At least 132 people have died from a new coronavirus in China following an outbreak in the central city of Wuhan, forcing a government lockdown in almost 20 cities that, in effect, has quarantined an estimated 56 million people.
Nearly 6,000 cases have been reported, most of them in China and especially in Wuhan and nearby cities in Hubei province.
The infection is now more widespread than the 2002-2003 SARS outbreak, which also originated in China, in terms of affected people but not deaths.
Here is what you need to know:
What is coronavirus?
According to the World Health Organization (WHO), coronaviruses are a family of viruses that cause illness ranging from the common cold to more severe diseases such as Middle East Respiratory Syndrome (MERS) and Severe Acute Respiratory Syndrome (SARS).
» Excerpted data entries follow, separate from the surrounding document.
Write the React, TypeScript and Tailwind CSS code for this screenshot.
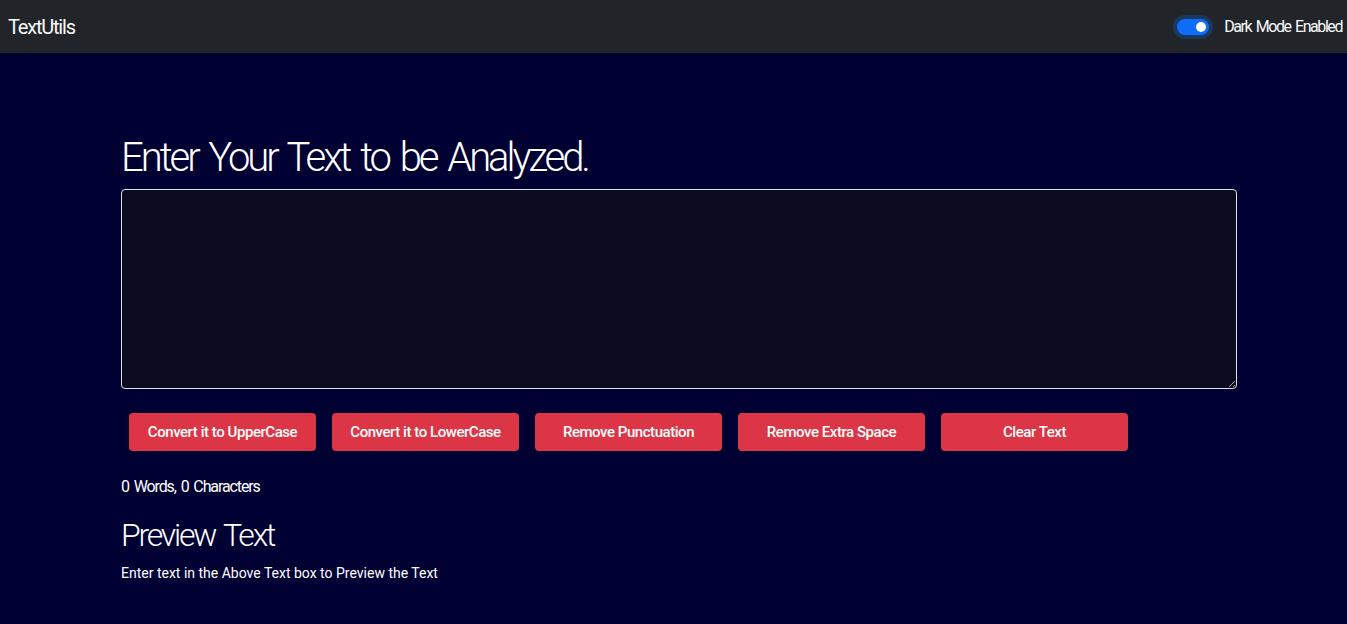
import { useState } from "react";

const font = { fontFamily: 'Roboto, "Liberation Sans", sans-serif' };

const actions = [
  "Convert it to UpperCase",
  "Convert it to LowerCase",
  "Remove Punctuation",
  "Remove Extra Space",
  "Clear Text",
];

function Navbar() {
  return (
    <nav className="flex h-[53px] items-center justify-between bg-[#212529] pl-2 pr-[5px] text-[#f8f9fa]">
      <span className="text-[20px] tracking-[-0.06em]">TextUtils</span>
      <label className="flex items-center gap-[15px]">
        <span className="relative flex h-4 w-8 items-center justify-end rounded-full bg-[#0d6efd] px-[3px] shadow-[0_0_0_4px_rgba(13,110,253,0.25)]">
          <span className="h-[10px] w-[10px] rounded-full bg-white" />
        </span>
        <span className="text-[16px] tracking-[-0.09em] [word-spacing:2px]">Dark Mode Enabled</span>
      </label>
    </nav>
  );
}

export default function App() {
  const [text, setText] = useState("");
  const words = text.split(/\s+/).filter((w) => w.length > 0).length;

  return (
    <div className="min-h-[624px] bg-[#000033] text-white" style={font}>
      <Navbar />
      <main className="ml-[121px] w-[1116px] pt-[81px]">
        <h1 className="mb-[7px] text-[40px] font-light leading-[48px] tracking-[-0.076em] [word-spacing:4px]">
          Enter Your Text to be Analyzed.
        </h1>
        <textarea
          className="block h-[200px] w-full rounded border border-[#dee2e6] bg-[#0b0c1f] px-3 py-[6px] text-white outline-none"
          value={text}
          onChange={(e) => setText(e.target.value)}
        />
        <div className="mt-6 flex gap-4 px-2">
          {actions.map((label) => (
            <button
              key={label}
              className="h-[38px] w-[187px] whitespace-nowrap rounded bg-[#dc3545] text-[15px] font-medium tracking-[-0.03em] text-white"
            >
              {label}
            </button>
          ))}
        </div>
        <p className="mt-[24px] text-[16px] leading-6 tracking-[-0.07em] [word-spacing:2px]">
          {words} Words, {text.length} Characters
        </p>
        <h2 className="mt-[17px] text-[32px] font-light leading-[38px] tracking-[-0.07em] [word-spacing:3px]">
          Preview Text
        </h2>
        <p className="mt-[9px] text-[14px] leading-5">
          {text.length > 0 ? text : "Enter text in the Above Text box to Preview the Text"}
        </p>
      </main>
    </div>
  );
}
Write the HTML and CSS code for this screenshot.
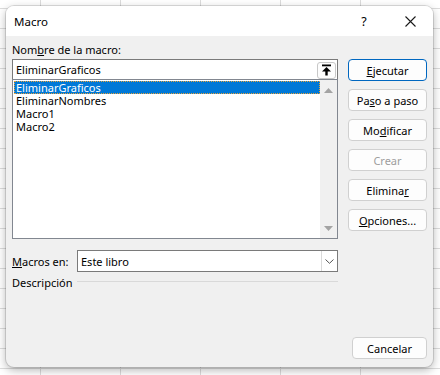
FILE: index.html
```html
<!DOCTYPE html>
<html>
<head>
    <title>Macro</title>
    <meta charset="UTF-8">
    <link rel="stylesheet" href="styles.css">
</head>
<body>
    <div class="dialog">
        <div class="titlebar">
            <span class="title">Macro</span>
            <span class="caption-btn help">?</span>
            <span class="caption-btn close">
                <svg width="11" height="11" viewBox="0 0 11 11">
                    <path d="M0.5 0.5 L10.5 10.5 M10.5 0.5 L0.5 10.5" stroke="#1a1a1a" stroke-width="1.1" fill="none"/>
                </svg>
            </span>
        </div>
        <div class="content">
            <div class="main">
                <div class="label">Nom<u>b</u>re de la macro:</div>
                <div class="name-box">
                    <span class="name-text">EliminarGraficos</span>
                    <span class="pick-btn">
                        <svg width="11" height="12" viewBox="0 0 11 12">
                            <rect x="1" y="0.5" width="9" height="1.8" fill="#000"/>
                            <polygon points="5.5,3 1,7.5 10,7.5" fill="#000"/>
                            <rect x="4.3" y="7" width="2.4" height="4.5" fill="#000"/>
                        </svg>
                    </span>
                </div>
                <div class="list">
                    <ul class="items">
                        <li class="selected">EliminarGraficos</li>
                        <li>EliminarNombres</li>
                        <li>Macro1</li>
                        <li>Macro2</li>
                    </ul>
                    <div class="scrollbar">
                        <svg width="9" height="5" viewBox="0 0 9 5"><polygon points="4.5,0 9,5 0,5" fill="#a3a3a3"/></svg>
                        <svg width="9" height="5" viewBox="0 0 9 5"><polygon points="0,0 9,0 4.5,5" fill="#a3a3a3"/></svg>
                    </div>
                </div>
                <div class="macros-in">
                    <span class="macros-label"><u>M</u>acros en:</span>
                    <div class="select">
                        <span class="select-text">Este libro</span>
                        <span class="drop-btn">
                            <svg width="9" height="5" viewBox="0 0 9 5">
                                <path d="M0.5 0.5 L4.5 4.3 L8.5 0.5" stroke="#555" stroke-width="1" fill="none"/>
                            </svg>
                        </span>
                    </div>
                </div>
                <div class="desc">
                    <span>Descripción</span>
                    <span class="rule"></span>
                </div>
            </div>
            <div class="buttons">
                <button class="btn default"><u>E</u>jecutar</button>
                <button class="btn">Pa<u>s</u>o a paso</button>
                <button class="btn">Mo<u>d</u>ificar</button>
                <button class="btn disabled">Crear</button>
                <button class="btn">Elimina<u>r</u></button>
                <button class="btn"><u>O</u>pciones...</button>
                <button class="btn cancel">Cancelar</button>
            </div>
        </div>
    </div>
</body>
</html>
```

FILE: styles.css
```css
html, body {
    margin: 0;
    height: 100%;
}
body {
    font-family: 'Noto Sans', sans-serif;
    font-size: 11px;
    color: #000;
    background-color: #fff;
    background-image:
        linear-gradient(to right, #dcdcdc 1px, transparent 1px),
        linear-gradient(to bottom, #dcdcdc 1px, transparent 1px);
    background-size: 80px 20px;
    background-position: 40px 8px;
    padding: 6px 0 0 6px;
    box-sizing: border-box;
    overflow: hidden;
}
.dialog {
    width: 427px;
    height: 361px;
    background-color: #f0f0f0;
    border-radius: 8px;
    box-shadow: 0 0 0 1px rgba(0, 0, 0, 0.12), 0 3px 10px rgba(0, 0, 0, 0.3);
    overflow: hidden;
    display: flex;
    flex-direction: column;
}
.titlebar {
    height: 30px;
    flex: none;
    background-color: #fff;
    display: flex;
    align-items: center;
    padding-left: 8px;
}
.title {
    flex: 1;
    font-size: 11.5px;
}
.caption-btn {
    width: 46px;
    height: 30px;
    display: flex;
    align-items: center;
    justify-content: center;
}
.help {
    font-size: 12.5px;
}
.content {
    flex: 1;
    display: flex;
    gap: 10px;
    padding: 6px 6px 8px 6px;
}
.main {
    width: 326px;
    display: flex;
    flex-direction: column;
}
.label {
    line-height: 15px;
    height: 15px;
    margin-bottom: 2px;
}
.name-box {
    height: 20px;
    box-sizing: border-box;
    border: 1px solid #7a7a7a;
    border-bottom: none;
    background-color: #fff;
    display: flex;
    align-items: center;
    padding-left: 3px;
}
.name-text {
    flex: 1;
}
.pick-btn {
    width: 19px;
    height: 17px;
    box-sizing: border-box;
    border: 1px solid #c8c8c8;
    border-radius: 3px;
    background-color: #fdfdfd;
    display: flex;
    align-items: center;
    justify-content: center;
    margin-right: 1px;
    margin-top: 1px;
}
.list {
    height: 160px;
    box-sizing: border-box;
    border: 1px solid #828790;
    background-color: #fff;
    display: flex;
}
.items {
    flex: 1;
    list-style: none;
    margin: 0;
    padding: 1px 0 0 1px;
}
.items li {
    height: 13px;
    line-height: 13px;
    padding-left: 2px;
}
.items li.selected {
    background-color: #0078d7;
    color: #fff;
    outline: 1px dotted #e8a33a;
    outline-offset: -1px;
}
.scrollbar {
    width: 17px;
    background-color: #f0f0f0;
    display: flex;
    flex-direction: column;
    justify-content: space-between;
    align-items: center;
    padding: 8px 0 7px 0;
}
.macros-in {
    display: flex;
    align-items: center;
    margin-top: 11px;
}
.macros-label {
    width: 65px;
}
.select {
    flex: 1;
    height: 22px;
    box-sizing: border-box;
    border: 1px solid #7a7a7a;
    background-color: #fff;
    display: flex;
    align-items: center;
    padding-left: 3px;
}
.select-text {
    flex: 1;
}
.drop-btn {
    width: 16px;
    height: 20px;
    box-sizing: border-box;
    border-left: 1px solid #dadada;
    display: flex;
    align-items: center;
    justify-content: center;
}
.desc {
    display: flex;
    align-items: center;
    height: 16px;
    margin-top: 2px;
}
.rule {
    flex: 1;
    height: 1px;
    background-color: #d9d9d9;
    margin-left: 4px;
    margin-top: -2px;
}
.buttons {
    width: 79px;
    display: flex;
    flex-direction: column;
    gap: 8px;
    padding-top: 17px;
}
.btn {
    height: 22px;
    box-sizing: border-box;
    border: 1px solid #d0d0d0;
    border-radius: 4px;
    background-color: #fdfdfd;
    font-family: 'Noto Sans', sans-serif;
    font-size: 11px;
    color: #000;
    padding: 0;
}
.btn.default {
    border-color: #0067c0;
}
.btn.disabled {
    color: #9d9d9d;
}
.btn.cancel {
    margin-top: auto;
    margin-left: 4px;
    width: 75px;
}
```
These viruses were originally transmitted between animals and people. SARS, for instance, was believed to have been transmitted from civet cats to humans while MERS travelled from a type of camel to humans.
Several known coronaviruses are circulating in animals that have not yet infected humans.
The name coronavirus comes from the Latin word corona, meaning crown or halo. Under an electron microscope, the image of the virus is reminiscent of a solar corona.
A novel coronavirus, identified by Chinese authorities on January 7 and named 2019-nCoV, is a new strain that had not been previously identified in humans.
Little is known about it, although human-to-human transmission has been confirmed.
What are the symptoms?
According to the WHO, signs of infection include fever, cough, shortness of breath and breathing difficulties.
In more severe cases, it can lead to pneumonia, severe acute respiratory syndrome, kidney failure and even death.
The incubation period of the coronavirus remains unknown. Some sources say it could be between 10 and 14 days.
How deadly is it?
Some experts say it may not be as deadly as other types of coronavirus such as SARS, which killed nearly 800 people worldwide, more than 300 in China alone – during a 2002-03 outbreak that also originated from China.
MERS, which did not spread as widely, was more deadly, killing one-third of those it infected.
In China, however, at almost 6,000 cases, the infection is more widespread than SARS in terms of case numbers.
Where have cases been reported?
Most cases have been reported in China.
All deaths have been in China – the vast majority in Hubei province.
The virus has spread to many Asian countries, as well as Australia, Europe and North America. Nearly all of the dozens of cases outside China are among people who recently travelled there.
Read more about which countries have confirmed cases here.
What is being done to stop it spreading?
There is no vaccine yet for the new virus.
Chinese authorities have effectively sealed off Wuhan, state media said.
The move was meant to “resolutely contain the momentum of the epidemic spreading” and protect lives, the central city’s special command centre against the virus said, according to state broadcaster CCTV.
More than a dozen other Chinese cities also adopted transport restrictions, affecting 56 million people.
Several airlines, including United Airlines and British Airways, have cancelled flights to China.
Airports around the world have introduced screening measures and some countries are working to evacuate their citizens from Wuhan.
Where did the virus originate?
Chinese health authorities are still trying to determine the origin of the virus, which they say came from a seafood market in Wuhan where wildlife was also traded illegally.
The WHO also says an animal source appears most likely to be the primary source of the outbreak.
Snakes – including the Chinese krait and the cobra – may be the source of the newly discovered virus, according to Chinese scientists.
Is this a global emergency?
The outbreak does not yet constitute a global emergency, the WHO has said.
WHO chief Tedros Adhanom Ghebreyesus has said the decision to hold off on issuing the declaration used for the gravest epidemics should not be taken as a sign that the body does not think the situation is serious.
“This is an emergency in China, but it has not yet become a global health emergency,” he told reporters.
There have been five global health emergencies since 2005 when the declaration was formalised – swine flu in 2009; polio in 2014; Ebola in 2014; Zika in 2016 and Ebola again in 2019.